Asked about countermeasures, Sung said Seoul was reviewing “every possible plan” but gave no details. The neighbors plan to hold talks Friday, he added.

Earlier in the day, Japanese officials floated the possibility of further measures against South Korea.

“Whether Japan implements additional measures depends on South Korea’s response,” industry minister Hiroshige Seko told a news conference after a Cabinet meeting.

The government was “not thinking at all” of withdrawing the curbs and they did not violate World Trade Organization rules, he added.

“We believe this really depends on South Korea’s response. There is of course a possibility the current restrictions will tighten, but if export controls are firmly managed, things may also loosen. Both are possible,” he said when asked if Japan was considering additional measures.

In Seoul, a government official said a South Korean foreign ministry official was expected to discuss the curbs with his counterpart in Washington. Its trade minister was also considering traveling to the United States, a spokeswoman said.

Seko’s comments were an apparent response to South Korean President Moon Jae-in, who urged Monday that the restrictions be withdrawn. Seoul could not rule out countermeasures for damage inflicted on its firms, Moon added.

South Korea plans to complain to the WTO. According to a diplomatic source, South Korea will likely express its concern at a WTO meeting on goods trade Tuesday in Geneva.

The row shows no signs of abating, with Tokyo threatening last week to drop Seoul from a “white list” of countries with minimum trade restrictions, hitting supply of a wider range of items used in weapons production.

The government’s halt to preferential treatment of the three materials would force exporters to seek permission for each individual shipment to South Korea, taking around 90 days.

The new restrictions could hurt the profits of South Korean firms that rely on Japanese suppliers, such as Samsung Electronics and LG Display Co. Japan has 90 percent of the market for chips used in smartphone displays as well as the etching gas used to make chips.
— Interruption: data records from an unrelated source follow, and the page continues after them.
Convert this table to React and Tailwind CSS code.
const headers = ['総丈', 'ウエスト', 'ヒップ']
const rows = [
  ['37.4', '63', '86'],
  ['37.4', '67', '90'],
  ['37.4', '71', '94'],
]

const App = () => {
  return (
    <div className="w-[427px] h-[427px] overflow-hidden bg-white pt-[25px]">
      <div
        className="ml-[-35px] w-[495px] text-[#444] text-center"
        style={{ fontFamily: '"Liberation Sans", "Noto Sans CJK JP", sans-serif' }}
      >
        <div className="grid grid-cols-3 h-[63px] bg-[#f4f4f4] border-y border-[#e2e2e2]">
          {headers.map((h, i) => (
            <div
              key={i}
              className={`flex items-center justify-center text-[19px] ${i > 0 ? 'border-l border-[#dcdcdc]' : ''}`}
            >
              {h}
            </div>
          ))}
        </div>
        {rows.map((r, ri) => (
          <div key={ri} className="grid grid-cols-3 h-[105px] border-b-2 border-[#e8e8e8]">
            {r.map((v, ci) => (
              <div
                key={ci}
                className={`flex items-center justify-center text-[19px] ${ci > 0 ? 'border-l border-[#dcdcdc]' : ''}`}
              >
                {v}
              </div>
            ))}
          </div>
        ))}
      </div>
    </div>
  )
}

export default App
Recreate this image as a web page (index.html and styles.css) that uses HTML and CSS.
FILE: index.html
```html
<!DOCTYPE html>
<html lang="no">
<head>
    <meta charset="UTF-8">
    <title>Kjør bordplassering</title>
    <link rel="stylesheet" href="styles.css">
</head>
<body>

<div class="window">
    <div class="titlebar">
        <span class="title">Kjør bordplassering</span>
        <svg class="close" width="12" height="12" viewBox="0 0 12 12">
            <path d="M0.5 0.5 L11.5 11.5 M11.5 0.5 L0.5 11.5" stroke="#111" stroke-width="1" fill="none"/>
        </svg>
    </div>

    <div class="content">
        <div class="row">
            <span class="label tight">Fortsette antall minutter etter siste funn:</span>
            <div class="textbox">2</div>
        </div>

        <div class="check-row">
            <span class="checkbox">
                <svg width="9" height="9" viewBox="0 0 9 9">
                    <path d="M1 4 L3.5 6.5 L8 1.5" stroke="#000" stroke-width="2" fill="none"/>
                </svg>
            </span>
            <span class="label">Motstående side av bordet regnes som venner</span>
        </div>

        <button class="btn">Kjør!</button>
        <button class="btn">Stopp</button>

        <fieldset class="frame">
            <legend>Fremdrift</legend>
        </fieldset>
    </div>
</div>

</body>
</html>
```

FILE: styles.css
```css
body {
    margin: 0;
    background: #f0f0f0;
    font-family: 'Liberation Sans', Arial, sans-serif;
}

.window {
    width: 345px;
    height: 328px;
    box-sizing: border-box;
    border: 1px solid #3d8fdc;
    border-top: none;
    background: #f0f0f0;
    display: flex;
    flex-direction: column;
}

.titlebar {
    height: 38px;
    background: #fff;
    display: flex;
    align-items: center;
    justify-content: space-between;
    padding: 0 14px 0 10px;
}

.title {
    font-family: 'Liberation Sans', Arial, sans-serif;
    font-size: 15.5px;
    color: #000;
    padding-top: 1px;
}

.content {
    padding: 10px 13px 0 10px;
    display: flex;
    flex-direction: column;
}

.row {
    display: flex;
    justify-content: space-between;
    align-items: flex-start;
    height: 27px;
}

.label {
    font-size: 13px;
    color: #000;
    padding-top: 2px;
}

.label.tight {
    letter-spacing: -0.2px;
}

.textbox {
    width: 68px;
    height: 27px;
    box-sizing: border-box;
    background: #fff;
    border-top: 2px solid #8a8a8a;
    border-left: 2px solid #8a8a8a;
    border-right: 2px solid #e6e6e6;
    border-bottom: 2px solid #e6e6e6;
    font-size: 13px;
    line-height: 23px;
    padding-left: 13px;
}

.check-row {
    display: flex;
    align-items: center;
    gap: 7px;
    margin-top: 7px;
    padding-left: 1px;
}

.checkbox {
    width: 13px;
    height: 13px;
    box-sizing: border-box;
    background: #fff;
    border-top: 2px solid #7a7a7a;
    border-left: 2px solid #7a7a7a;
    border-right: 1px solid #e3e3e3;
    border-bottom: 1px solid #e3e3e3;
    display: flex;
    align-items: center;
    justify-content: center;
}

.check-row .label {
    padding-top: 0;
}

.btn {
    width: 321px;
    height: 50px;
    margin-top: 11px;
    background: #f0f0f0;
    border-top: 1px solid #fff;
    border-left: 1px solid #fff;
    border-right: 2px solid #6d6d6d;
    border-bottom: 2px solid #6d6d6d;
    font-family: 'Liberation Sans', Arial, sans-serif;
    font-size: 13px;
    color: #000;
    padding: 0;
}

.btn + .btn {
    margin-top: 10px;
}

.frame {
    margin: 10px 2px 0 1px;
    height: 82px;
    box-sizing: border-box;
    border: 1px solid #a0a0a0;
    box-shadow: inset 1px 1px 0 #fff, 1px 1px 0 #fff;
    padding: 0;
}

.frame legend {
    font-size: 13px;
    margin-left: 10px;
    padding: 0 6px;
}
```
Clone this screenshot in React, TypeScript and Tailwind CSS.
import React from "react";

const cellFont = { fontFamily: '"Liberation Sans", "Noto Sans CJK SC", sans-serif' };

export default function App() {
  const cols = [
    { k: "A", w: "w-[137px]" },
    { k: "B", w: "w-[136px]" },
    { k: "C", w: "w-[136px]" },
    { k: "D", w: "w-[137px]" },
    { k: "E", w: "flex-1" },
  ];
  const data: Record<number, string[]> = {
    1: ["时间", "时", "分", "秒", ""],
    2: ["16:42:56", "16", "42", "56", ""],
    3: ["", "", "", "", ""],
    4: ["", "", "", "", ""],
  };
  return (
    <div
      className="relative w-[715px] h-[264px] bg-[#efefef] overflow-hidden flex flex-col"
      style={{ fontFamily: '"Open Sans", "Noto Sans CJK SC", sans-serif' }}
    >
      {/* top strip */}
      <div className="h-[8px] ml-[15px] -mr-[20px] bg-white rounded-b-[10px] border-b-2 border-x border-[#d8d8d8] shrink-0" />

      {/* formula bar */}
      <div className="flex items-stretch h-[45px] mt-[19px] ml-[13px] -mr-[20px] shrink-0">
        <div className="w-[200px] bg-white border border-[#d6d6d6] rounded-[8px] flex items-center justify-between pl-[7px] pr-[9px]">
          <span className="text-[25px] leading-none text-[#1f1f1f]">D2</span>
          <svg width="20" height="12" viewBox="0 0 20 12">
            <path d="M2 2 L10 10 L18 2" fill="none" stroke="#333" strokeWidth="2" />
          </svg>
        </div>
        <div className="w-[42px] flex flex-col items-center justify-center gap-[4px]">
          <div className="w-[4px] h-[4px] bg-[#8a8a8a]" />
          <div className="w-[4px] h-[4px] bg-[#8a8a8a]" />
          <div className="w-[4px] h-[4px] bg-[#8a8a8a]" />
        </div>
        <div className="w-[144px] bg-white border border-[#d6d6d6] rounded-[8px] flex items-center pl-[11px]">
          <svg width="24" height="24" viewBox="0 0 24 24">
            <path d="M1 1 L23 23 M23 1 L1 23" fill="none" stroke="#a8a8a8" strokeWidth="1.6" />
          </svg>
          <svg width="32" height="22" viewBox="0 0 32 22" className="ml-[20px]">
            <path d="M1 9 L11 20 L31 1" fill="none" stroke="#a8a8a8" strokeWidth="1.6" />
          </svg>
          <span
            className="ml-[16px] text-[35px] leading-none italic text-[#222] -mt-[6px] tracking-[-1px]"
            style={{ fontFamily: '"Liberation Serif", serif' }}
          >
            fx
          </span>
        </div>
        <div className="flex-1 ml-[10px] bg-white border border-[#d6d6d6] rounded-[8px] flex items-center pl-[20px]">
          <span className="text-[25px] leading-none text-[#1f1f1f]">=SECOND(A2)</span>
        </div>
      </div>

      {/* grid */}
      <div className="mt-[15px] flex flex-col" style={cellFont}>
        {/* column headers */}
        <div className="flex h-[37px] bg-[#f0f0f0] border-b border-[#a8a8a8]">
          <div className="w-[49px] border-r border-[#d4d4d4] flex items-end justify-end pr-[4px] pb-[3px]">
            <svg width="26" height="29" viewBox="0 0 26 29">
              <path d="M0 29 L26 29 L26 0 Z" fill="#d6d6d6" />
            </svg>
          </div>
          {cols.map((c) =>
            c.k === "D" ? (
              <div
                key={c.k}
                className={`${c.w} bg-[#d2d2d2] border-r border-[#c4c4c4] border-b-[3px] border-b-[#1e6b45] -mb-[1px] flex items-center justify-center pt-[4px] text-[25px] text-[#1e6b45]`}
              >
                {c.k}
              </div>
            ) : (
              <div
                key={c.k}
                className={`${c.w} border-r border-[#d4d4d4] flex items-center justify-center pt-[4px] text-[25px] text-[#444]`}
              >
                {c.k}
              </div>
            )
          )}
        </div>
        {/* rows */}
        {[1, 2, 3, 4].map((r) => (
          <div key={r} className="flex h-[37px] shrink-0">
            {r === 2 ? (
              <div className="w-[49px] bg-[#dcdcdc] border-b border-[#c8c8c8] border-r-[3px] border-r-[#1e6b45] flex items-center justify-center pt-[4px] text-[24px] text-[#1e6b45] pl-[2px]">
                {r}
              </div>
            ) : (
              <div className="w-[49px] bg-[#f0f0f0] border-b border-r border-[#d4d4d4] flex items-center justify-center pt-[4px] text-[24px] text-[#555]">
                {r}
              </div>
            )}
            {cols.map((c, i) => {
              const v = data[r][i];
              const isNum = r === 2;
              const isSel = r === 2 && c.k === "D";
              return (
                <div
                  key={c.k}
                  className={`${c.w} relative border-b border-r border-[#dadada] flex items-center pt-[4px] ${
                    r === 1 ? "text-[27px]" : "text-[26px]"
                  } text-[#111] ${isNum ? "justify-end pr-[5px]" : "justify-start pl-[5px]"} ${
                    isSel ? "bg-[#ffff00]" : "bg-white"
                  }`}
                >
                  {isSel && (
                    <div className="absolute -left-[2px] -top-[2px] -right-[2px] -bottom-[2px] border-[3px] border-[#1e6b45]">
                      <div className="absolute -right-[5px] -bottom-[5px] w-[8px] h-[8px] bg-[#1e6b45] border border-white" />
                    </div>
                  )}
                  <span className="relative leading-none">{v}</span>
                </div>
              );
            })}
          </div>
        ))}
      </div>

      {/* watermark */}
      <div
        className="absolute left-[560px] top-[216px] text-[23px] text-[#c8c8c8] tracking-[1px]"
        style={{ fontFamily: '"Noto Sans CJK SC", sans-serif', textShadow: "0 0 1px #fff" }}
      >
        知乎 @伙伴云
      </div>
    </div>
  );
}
Unless the dispute gets settled, South Korean firms will have to find alternative supplies from Taiwan and China, while Japanese manufacturers will need to divert their production.

The dispute stems from Tokyo’s frustration at what it calls a lack of action by Seoul over a South Korean court ruling last October that ordered Nippon Steel to compensate former forced laborers.

Japan says the issue of forced labor was fully settled in 1965 when the neighbors restored diplomatic ties.

The curbs came just weeks before a July 21 Upper House election, where Prime Minister Shinzo Abe’s Liberal Democratic Party and its junior partner, Komeito, are expected to win a solid majority.

“Japan is making a 100 percent legal argument, but they didn’t show any sincerity over the past 7-8 months,” said one person familiar with the government’s thinking, referring to the years of disagreement over the dispute.

“Unfortunately, the election is coming. … The LDP will do anything to solidify their support base.”

The government plans to exchange opinions with South Korean authorities as early as this week to explain the details of the tightened controls, officials said.

However, the officials stressed that the talks will not be negotiations over the controls, and that Japan will call on the South Korean government to improve its management of exports.

Japanese working-level officials would respond to South Korea’s request for an explanation of the curbs, Chief Cabinet Secretary Yoshihide Suga said, adding that the schedule was being arranged.

The neighbors share a bitter history dating to Japan’s colonization of the Korean Peninsula from 1910 to 1945, which saw forced use of labor by Japanese companies and the use of “comfort women.”

The term comfort women is a euphemism used to refer to women who provided sex, including those who did so against their will, for Japanese troops before and during World War II.